Buckwheat honey: Buckwheat flowers grow at higher elevations in New York and the honey generated from their pollination is pretty tasty. It has a flavor and consistency closer to molasses. It also has antioxidant and antiinflammatory properties, so if one of the boys is a pain in the ass, you can squeeze some on them and it should take care of things. I got this from a local Mennonite farmer at the Central New York Regional Market who grows tomatoes the size of my daughter’s head.

Flour City Pasta: I lied. This isn’t Syracuse-centric. I make my own rules. Anyhow, it’s made in Rochester but the owner is in Syracuse every Saturday selling pasta. It’s all natural artisan pasta. This is their Rasta Pasta blend. The pasta is made with semolina flour and sweet potatoes, carrots, thyme, limes and cayenne pepper. Grilled chicken over this with some garlic butter, or shrimp and a lime-cilantro cream sauce might be good here.

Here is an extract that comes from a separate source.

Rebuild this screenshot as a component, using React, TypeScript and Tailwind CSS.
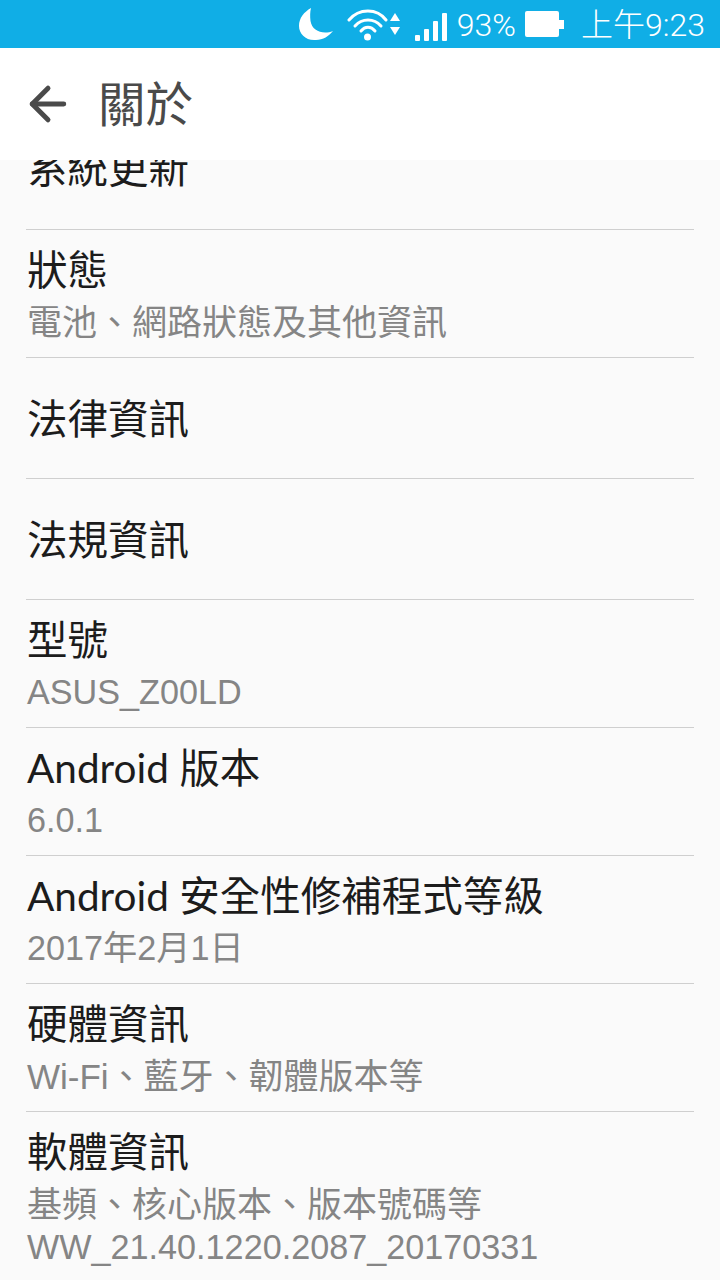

Pasta’s Hot Tomato Oil: This is a Syracuse institution. They just began bottling this within the past few years. Prior to that, you bought it at the restaurant or bakery in to-go containers. Anyhow, a little goes a long way here because there is a spice here. Serve it straight over pasta, mix it with a good refrigerated marinara or alfredo, or just dunk a baguette into it. Mike might even like a shot in his coffee in the morning. It’s shelf stable so it should keep for a while.

Dinosaur Bar-b-que Cajun Foreplay: If you ever visited Syracuse, I would take you here. It’s the landmark Syracuse restaurant: barbecue stand run by biker turned to-go counter turned biker bar turned full-service restaurant turned national chain. They have two in NYC, one is going to open in Chicago, but why bother. The original is the original. Anyhow, it’s a Memphis-style BBQ joint and this is their dry rub. I throw it on just about everything — meat, eggs, small children.

If I was better at packing boxes or had the extra scratch to throw around, you might have received some barbecue sauce or a Syracuse Crate.

Enjoy it. I’ve never mailed anything, knowingly, to Arkansas.